▶ TASK OBJECTIVE:
Leave out the pictures and restate the rest of the data exactly.

=-=-=

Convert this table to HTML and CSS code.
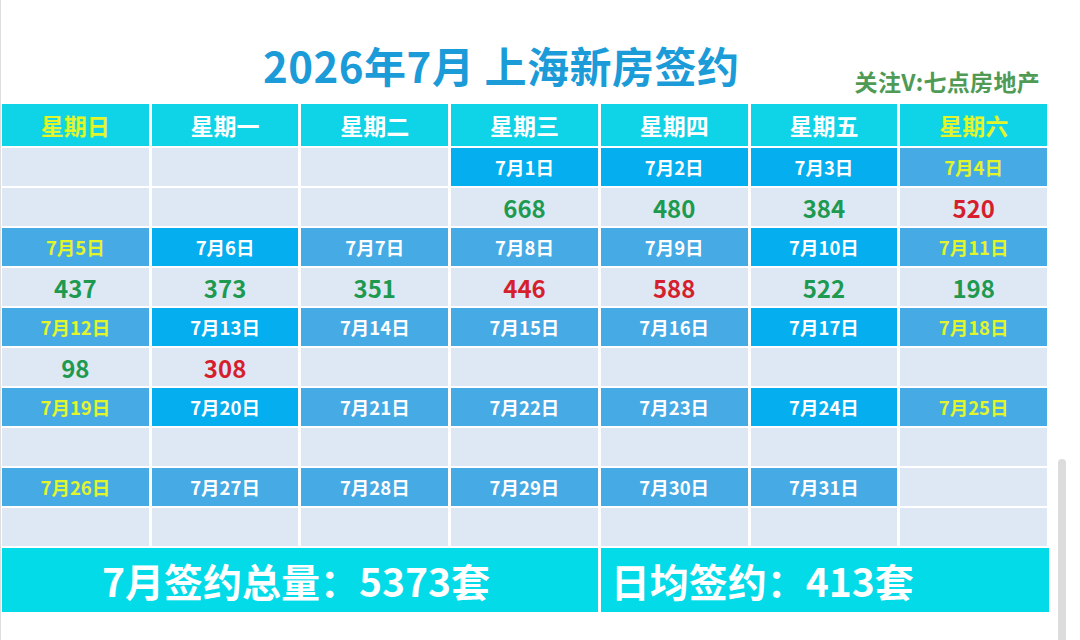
FILE: index.html
```html
<!DOCTYPE html>
<html lang="zh-CN">
<head>
<meta charset="utf-8">
<title>2026年7月 上海新房签约</title>
<link rel="stylesheet" href="styles.css">
</head>
<body>
<div class="page">
  <header class="top">
    <h1 class="title">2026年7月 上海新房签约</h1>
    <div class="follow">关注V:七点房地产</div>
  </header>
  <div class="cal">
    <div class="hd wk">星期日</div><div class="hd">星期一</div><div class="hd">星期二</div><div class="hd">星期三</div><div class="hd">星期四</div><div class="hd">星期五</div><div class="hd wk">星期六</div>

    <div class="cell"></div><div class="cell"></div><div class="cell"></div><div class="date hi">7月1日</div><div class="date hi">7月2日</div><div class="date hi">7月3日</div><div class="date wk">7月4日</div>
    <div class="cell"></div><div class="cell"></div><div class="cell"></div><div class="cell up">668</div><div class="cell up">480</div><div class="cell up">384</div><div class="cell dn">520</div>

    <div class="date wk">7月5日</div><div class="date hi">7月6日</div><div class="date">7月7日</div><div class="date">7月8日</div><div class="date">7月9日</div><div class="date hi">7月10日</div><div class="date wk">7月11日</div>
    <div class="cell up">437</div><div class="cell up">373</div><div class="cell up">351</div><div class="cell dn">446</div><div class="cell dn">588</div><div class="cell up">522</div><div class="cell up">198</div>

    <div class="date wk">7月12日</div><div class="date hi">7月13日</div><div class="date">7月14日</div><div class="date">7月15日</div><div class="date">7月16日</div><div class="date hi">7月17日</div><div class="date wk">7月18日</div>
    <div class="cell up">98</div><div class="cell dn">308</div><div class="cell"></div><div class="cell"></div><div class="cell"></div><div class="cell"></div><div class="cell"></div>

    <div class="date wk">7月19日</div><div class="date hi">7月20日</div><div class="date">7月21日</div><div class="date">7月22日</div><div class="date">7月23日</div><div class="date hi">7月24日</div><div class="date wk">7月25日</div>
    <div class="cell"></div><div class="cell"></div><div class="cell"></div><div class="cell"></div><div class="cell"></div><div class="cell"></div><div class="cell"></div>

    <div class="date wk">7月26日</div><div class="date">7月27日</div><div class="date">7月28日</div><div class="date">7月29日</div><div class="date">7月30日</div><div class="date">7月31日</div><div class="cell"></div>
    <div class="cell"></div><div class="cell"></div><div class="cell"></div><div class="cell"></div><div class="cell"></div><div class="cell"></div><div class="cell"></div>

    <div class="sum total">7月签约总量：5373套</div>
    <div class="sum avg">日均签约：413套</div>
  </div>
  <div class="scrollbar"></div>
</div>
</body>
</html>
```
FILE: styles.css
```css
html, body {
  margin: 0;
  padding: 0;
  background: #ffffff;
}
body {
  font-family: "Noto Sans CJK SC", "Noto Sans", sans-serif;
  width: 1080px;
  height: 640px;
  overflow: hidden;
}
.page {
  position: relative;
  height: 640px;
  border-left: 1px solid #dedede;
  padding-left: 1px;
  box-sizing: border-box;
}
.top {
  height: 104px;
  display: flex;
  align-items: flex-start;
  justify-content: space-between;
  width: 1045px;
}
.title {
  margin: 44px 0 0 261px;
  font-size: 42px;
  line-height: 42px;
  font-weight: 700;
  color: #1b9bd8;
  letter-spacing: 0.5px;
}
.follow {
  margin: 69px 7px 0 0;
  font-size: 23px;
  line-height: 24px;
  font-weight: 700;
  color: #4f9b55;
  letter-spacing: 0.3px;
}
.cal {
  width: 1045px;
  display: grid;
  grid-template-columns: repeat(7, 1fr);
  grid-template-rows: 42px repeat(10, 38px) 64px;
  column-gap: 3px;
  row-gap: 2px;
}
.cal > div {
  display: flex;
  align-items: center;
  justify-content: center;
  font-weight: 700;
}
.hd {
  background: #0fd4e7;
  color: #ffffff;
  font-size: 23px;
}
.hd.wk { color: #e2f52b; }
.date {
  background: #46aae4;
  color: #ffffff;
  font-size: 18.5px;
}
.date.hi { background: #04aeef; }
.date.wk { color: #e2f52b; }
.cell {
  background: #dde8f4;
  font-size: 24px;
}
.cell.up { color: #1d9a50; }
.cell.dn { color: #d61f2d; }
.sum {
  background: #03dbe9;
  color: #ffffff;
  font-size: 39px;
}
.cal > .total {
  grid-column: 1 / span 4;
  padding-right: 8px;
}
.cal > .avg {
  grid-column: 5 / span 3;
  justify-content: flex-start;
  padding-left: 10px;
  margin-right: -2px;
}
.scrollbar {
  position: absolute;
  left: 1057px;
  top: 459px;
  width: 8px;
  height: 200px;
  border-radius: 4px;
  background: #dcdcdc;
}
```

=-=-=

▶ COMPLETED TASK:
Convert this table to HTML and CSS code.
FILE: index.html
```html
<!DOCTYPE html>
<html lang="zh-CN">
<head>
<meta charset="utf-8">
<title>2026年7月 上海新房签约</title>
<link rel="stylesheet" href="styles.css">
</head>
<body>
<div class="page">
  <header class="top">
    <h1 class="title">2026年7月 上海新房签约</h1>
    <div class="follow">关注V:七点房地产</div>
  </header>
  <div class="cal">
    <div class="hd wk">星期日</div><div class="hd">星期一</div><div class="hd">星期二</div><div class="hd">星期三</div><div class="hd">星期四</div><div class="hd">星期五</div><div class="hd wk">星期六</div>

    <div class="cell"></div><div class="cell"></div><div class="cell"></div><div class="date hi">7月1日</div><div class="date hi">7月2日</div><div class="date hi">7月3日</div><div class="date wk">7月4日</div>
    <div class="cell"></div><div class="cell"></div><div class="cell"></div><div class="cell up">668</div><div class="cell up">480</div><div class="cell up">384</div><div class="cell dn">520</div>

    <div class="date wk">7月5日</div><div class="date hi">7月6日</div><div class="date">7月7日</div><div class="date">7月8日</div><div class="date">7月9日</div><div class="date hi">7月10日</div><div class="date wk">7月11日</div>
    <div class="cell up">437</div><div class="cell up">373</div><div class="cell up">351</div><div class="cell dn">446</div><div class="cell dn">588</div><div class="cell up">522</div><div class="cell up">198</div>

    <div class="date wk">7月12日</div><div class="date hi">7月13日</div><div class="date">7月14日</div><div class="date">7月15日</div><div class="date">7月16日</div><div class="date hi">7月17日</div><div class="date wk">7月18日</div>
    <div class="cell up">98</div><div class="cell dn">308</div><div class="cell"></div><div class="cell"></div><div class="cell"></div><div class="cell"></div><div class="cell"></div>

    <div class="date wk">7月19日</div><div class="date hi">7月20日</div><div class="date">7月21日</div><div class="date">7月22日</div><div class="date">7月23日</div><div class="date hi">7月24日</div><div class="date wk">7月25日</div>
    <div class="cell"></div><div class="cell"></div><div class="cell"></div><div class="cell"></div><div class="cell"></div><div class="cell"></div><div class="cell"></div>

    <div class="date wk">7月26日</div><div class="date">7月27日</div><div class="date">7月28日</div><div class="date">7月29日</div><div class="date">7月30日</div><div class="date">7月31日</div><div class="cell"></div>
    <div class="cell"></div><div class="cell"></div><div class="cell"></div><div class="cell"></div><div class="cell"></div><div class="cell"></div><div class="cell"></div>

    <div class="sum total">7月签约总量：5373套</div>
    <div class="sum avg">日均签约：413套</div>
  </div>
  <div class="scrollbar"></div>
</div>
</body>
</html>
```
FILE: styles.css
```css
html, body {
  margin: 0;
  padding: 0;
  background: #ffffff;
}
body {
  font-family: "Noto Sans CJK SC", "Noto Sans", sans-serif;
  width: 1080px;
  height: 640px;
  overflow: hidden;
}
.page {
  position: relative;
  height: 640px;
  border-left: 1px solid #dedede;
  padding-left: 1px;
  box-sizing: border-box;
}
.top {
  height: 104px;
  display: flex;
  align-items: flex-start;
  justify-content: space-between;
  width: 1045px;
}
.title {
  margin: 44px 0 0 261px;
  font-size: 42px;
  line-height: 42px;
  font-weight: 700;
  color: #1b9bd8;
  letter-spacing: 0.5px;
}
.follow {
  margin: 69px 7px 0 0;
  font-size: 23px;
  line-height: 24px;
  font-weight: 700;
  color: #4f9b55;
  letter-spacing: 0.3px;
}
.cal {
  width: 1045px;
  display: grid;
  grid-template-columns: repeat(7, 1fr);
  grid-template-rows: 42px repeat(10, 38px) 64px;
  column-gap: 3px;
  row-gap: 2px;
}
.cal > div {
  display: flex;
  align-items: center;
  justify-content: center;
  font-weight: 700;
}
.hd {
  background: #0fd4e7;
  color: #ffffff;
  font-size: 23px;
}
.hd.wk { color: #e2f52b; }
.date {
  background: #46aae4;
  color: #ffffff;
  font-size: 18.5px;
}
.date.hi { background: #04aeef; }
.date.wk { color: #e2f52b; }
.cell {
  background: #dde8f4;
  font-size: 24px;
}
.cell.up { color: #1d9a50; }
.cell.dn { color: #d61f2d; }
.sum {
  background: #03dbe9;
  color: #ffffff;
  font-size: 39px;
}
.cal > .total {
  grid-column: 1 / span 4;
  padding-right: 8px;
}
.cal > .avg {
  grid-column: 5 / span 3;
  justify-content: flex-start;
  padding-left: 10px;
  margin-right: -2px;
}
.scrollbar {
  position: absolute;
  left: 1057px;
  top: 459px;
  width: 8px;
  height: 200px;
  border-radius: 4px;
  background: #dcdcdc;
}
```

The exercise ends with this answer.